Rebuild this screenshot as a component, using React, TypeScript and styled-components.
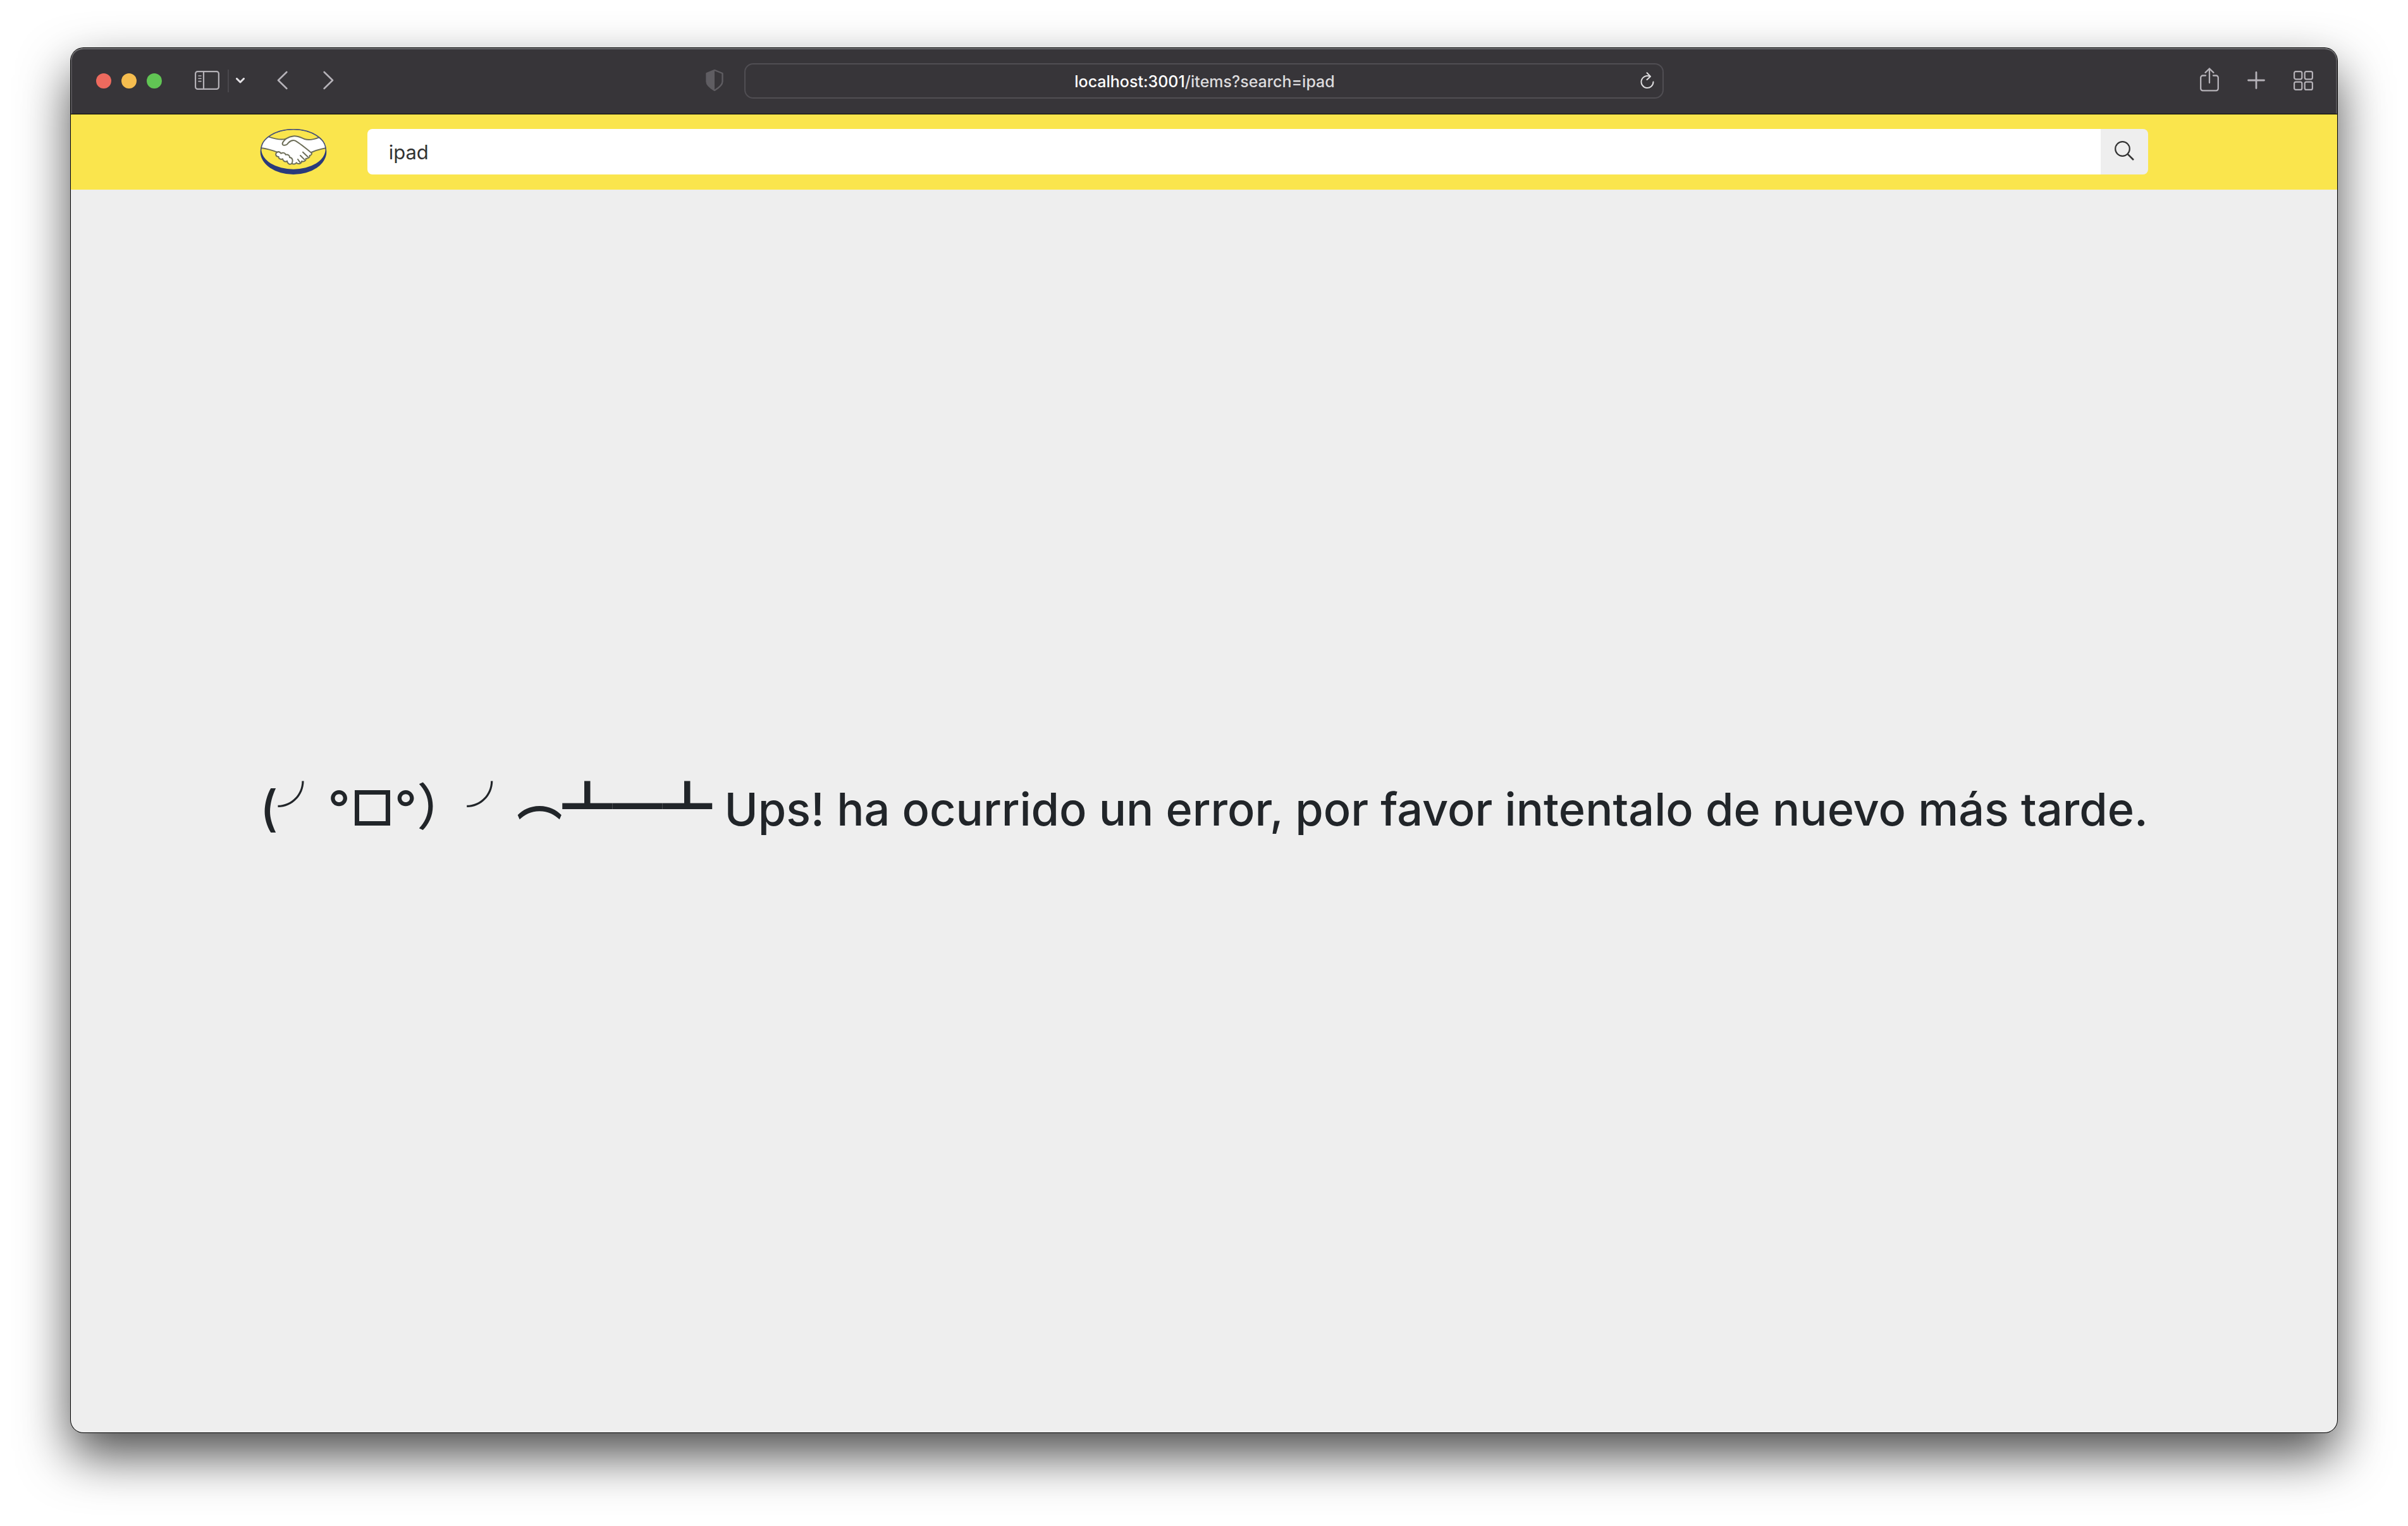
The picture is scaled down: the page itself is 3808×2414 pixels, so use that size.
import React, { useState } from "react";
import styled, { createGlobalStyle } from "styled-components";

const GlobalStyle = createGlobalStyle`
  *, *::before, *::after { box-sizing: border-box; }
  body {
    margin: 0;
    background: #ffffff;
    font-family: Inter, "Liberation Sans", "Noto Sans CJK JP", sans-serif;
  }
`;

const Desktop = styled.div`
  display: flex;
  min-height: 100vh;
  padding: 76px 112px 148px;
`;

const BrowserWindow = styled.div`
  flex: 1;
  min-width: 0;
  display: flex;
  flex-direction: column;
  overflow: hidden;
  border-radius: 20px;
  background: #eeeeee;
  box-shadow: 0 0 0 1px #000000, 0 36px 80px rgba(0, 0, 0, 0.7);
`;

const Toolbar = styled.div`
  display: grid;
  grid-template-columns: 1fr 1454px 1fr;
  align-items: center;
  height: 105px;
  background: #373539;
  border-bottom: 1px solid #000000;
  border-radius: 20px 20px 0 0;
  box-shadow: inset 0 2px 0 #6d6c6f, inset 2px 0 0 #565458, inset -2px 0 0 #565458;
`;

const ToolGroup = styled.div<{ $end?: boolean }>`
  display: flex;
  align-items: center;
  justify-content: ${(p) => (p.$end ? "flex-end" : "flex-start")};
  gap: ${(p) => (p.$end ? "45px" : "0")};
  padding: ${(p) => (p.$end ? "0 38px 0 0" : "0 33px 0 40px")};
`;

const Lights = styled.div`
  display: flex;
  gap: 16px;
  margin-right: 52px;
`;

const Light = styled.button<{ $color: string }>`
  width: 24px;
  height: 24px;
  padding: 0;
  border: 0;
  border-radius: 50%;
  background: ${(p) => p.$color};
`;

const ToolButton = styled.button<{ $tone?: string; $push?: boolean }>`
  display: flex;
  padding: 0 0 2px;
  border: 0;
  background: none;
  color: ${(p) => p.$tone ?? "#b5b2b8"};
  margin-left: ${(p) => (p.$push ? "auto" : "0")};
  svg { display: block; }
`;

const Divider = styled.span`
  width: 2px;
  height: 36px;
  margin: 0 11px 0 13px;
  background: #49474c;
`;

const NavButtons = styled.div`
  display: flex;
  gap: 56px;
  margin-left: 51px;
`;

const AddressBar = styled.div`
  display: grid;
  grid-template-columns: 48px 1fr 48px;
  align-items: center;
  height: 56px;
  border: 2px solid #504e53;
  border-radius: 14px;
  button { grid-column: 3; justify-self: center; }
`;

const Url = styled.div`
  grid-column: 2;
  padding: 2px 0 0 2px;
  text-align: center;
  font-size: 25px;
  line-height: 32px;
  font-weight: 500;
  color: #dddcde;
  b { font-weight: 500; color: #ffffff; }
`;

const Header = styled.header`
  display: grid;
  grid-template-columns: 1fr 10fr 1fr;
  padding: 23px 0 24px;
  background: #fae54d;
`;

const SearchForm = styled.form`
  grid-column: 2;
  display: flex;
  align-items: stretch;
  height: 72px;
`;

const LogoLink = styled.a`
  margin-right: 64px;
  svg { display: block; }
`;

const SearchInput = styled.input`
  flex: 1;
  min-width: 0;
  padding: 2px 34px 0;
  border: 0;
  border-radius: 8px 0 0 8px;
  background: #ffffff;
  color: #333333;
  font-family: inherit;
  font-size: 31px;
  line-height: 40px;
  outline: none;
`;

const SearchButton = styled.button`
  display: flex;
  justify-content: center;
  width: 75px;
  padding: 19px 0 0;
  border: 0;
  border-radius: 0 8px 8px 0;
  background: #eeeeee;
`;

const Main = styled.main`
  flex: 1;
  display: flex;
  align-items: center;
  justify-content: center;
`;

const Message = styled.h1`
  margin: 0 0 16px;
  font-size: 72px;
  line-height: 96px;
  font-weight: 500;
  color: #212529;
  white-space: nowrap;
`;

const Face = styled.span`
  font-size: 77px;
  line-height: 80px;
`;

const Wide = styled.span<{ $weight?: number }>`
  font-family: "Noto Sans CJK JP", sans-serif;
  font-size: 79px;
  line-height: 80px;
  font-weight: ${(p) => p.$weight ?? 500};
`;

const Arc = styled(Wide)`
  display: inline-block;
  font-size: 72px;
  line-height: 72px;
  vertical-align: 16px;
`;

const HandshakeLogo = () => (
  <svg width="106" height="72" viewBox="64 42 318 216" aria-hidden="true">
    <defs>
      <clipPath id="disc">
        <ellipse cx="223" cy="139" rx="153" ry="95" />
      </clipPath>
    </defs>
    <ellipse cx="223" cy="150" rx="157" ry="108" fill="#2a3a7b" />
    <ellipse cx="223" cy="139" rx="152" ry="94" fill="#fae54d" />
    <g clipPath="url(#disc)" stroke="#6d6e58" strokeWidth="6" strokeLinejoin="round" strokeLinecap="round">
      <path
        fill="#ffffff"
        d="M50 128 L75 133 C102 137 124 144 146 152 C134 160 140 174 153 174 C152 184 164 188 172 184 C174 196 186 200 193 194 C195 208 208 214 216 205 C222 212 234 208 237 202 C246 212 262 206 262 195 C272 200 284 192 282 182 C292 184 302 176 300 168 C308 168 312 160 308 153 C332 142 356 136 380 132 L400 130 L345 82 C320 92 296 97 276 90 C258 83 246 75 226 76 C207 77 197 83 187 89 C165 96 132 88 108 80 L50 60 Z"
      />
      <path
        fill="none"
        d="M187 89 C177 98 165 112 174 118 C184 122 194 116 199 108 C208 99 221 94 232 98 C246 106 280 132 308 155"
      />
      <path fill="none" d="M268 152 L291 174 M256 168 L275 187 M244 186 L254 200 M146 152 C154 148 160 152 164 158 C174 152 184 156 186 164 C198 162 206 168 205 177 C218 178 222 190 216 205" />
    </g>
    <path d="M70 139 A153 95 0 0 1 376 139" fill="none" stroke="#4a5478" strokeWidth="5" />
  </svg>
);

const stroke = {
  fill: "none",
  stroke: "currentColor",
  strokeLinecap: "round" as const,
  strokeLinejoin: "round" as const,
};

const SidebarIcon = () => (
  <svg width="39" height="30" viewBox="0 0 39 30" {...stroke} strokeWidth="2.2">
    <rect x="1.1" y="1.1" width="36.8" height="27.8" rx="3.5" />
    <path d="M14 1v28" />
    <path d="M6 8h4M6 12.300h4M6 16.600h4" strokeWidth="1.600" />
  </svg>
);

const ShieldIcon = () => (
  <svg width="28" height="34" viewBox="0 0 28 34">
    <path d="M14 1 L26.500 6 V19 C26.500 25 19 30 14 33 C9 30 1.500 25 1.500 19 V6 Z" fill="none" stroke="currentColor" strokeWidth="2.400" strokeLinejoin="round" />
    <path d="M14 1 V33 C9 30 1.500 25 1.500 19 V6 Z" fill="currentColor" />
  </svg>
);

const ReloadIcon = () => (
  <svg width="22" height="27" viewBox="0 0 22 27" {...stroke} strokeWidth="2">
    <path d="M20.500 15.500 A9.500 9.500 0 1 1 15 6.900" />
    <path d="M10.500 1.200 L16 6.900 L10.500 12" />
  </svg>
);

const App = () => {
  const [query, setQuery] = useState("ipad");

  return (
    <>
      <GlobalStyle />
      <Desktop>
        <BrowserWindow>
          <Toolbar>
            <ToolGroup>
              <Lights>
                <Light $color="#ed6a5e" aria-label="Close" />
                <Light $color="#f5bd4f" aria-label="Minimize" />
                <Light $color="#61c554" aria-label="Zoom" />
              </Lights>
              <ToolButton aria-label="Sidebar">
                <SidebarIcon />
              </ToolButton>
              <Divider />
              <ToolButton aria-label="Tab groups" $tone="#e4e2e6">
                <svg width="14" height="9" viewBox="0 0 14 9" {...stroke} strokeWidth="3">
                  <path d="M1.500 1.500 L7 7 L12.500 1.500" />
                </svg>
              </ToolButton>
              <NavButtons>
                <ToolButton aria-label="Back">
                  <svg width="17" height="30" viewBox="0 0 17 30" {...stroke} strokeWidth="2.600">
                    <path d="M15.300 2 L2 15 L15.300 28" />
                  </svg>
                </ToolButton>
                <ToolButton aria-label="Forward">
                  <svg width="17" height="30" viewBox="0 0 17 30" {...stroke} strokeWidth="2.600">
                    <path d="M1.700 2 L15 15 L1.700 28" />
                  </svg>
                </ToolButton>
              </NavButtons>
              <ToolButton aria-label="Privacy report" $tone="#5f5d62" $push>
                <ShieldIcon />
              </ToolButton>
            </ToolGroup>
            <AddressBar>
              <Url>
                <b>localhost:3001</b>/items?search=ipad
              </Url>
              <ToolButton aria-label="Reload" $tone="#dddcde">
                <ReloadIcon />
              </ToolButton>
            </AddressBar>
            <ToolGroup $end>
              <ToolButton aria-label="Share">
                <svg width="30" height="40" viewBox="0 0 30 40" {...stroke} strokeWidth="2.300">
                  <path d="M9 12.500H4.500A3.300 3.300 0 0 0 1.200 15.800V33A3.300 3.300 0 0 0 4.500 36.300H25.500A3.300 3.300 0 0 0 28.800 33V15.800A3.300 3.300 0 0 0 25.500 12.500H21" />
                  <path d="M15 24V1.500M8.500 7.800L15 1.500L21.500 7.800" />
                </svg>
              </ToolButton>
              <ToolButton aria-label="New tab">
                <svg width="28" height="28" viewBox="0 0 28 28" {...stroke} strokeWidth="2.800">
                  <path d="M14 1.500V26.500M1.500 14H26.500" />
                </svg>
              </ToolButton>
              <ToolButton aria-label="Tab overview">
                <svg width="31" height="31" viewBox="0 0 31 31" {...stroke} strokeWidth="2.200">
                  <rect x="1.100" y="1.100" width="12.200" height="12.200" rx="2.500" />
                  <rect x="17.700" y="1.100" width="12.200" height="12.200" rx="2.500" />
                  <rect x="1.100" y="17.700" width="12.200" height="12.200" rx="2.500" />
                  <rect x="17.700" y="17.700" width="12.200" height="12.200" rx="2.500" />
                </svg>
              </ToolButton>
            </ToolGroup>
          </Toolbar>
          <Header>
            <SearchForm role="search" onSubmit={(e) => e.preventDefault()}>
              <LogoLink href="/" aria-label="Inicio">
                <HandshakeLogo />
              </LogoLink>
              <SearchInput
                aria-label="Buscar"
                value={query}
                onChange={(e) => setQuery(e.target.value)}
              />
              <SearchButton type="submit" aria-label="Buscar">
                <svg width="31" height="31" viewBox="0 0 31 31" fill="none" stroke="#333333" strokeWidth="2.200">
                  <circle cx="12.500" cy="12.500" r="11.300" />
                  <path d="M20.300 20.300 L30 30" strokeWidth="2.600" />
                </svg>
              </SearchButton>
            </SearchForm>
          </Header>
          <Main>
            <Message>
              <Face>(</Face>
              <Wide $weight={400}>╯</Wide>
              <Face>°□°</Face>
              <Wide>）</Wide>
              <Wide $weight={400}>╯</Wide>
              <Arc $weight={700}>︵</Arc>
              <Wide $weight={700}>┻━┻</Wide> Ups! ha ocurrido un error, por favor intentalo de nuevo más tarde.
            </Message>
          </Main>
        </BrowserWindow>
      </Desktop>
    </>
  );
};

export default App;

> _Instruction_: Pick out all lines containing the string "components".

> _Solution to this task_:
Rebuild this screenshot as a component, using React, TypeScript and styled-components.
import styled, { createGlobalStyle } from "styled-components";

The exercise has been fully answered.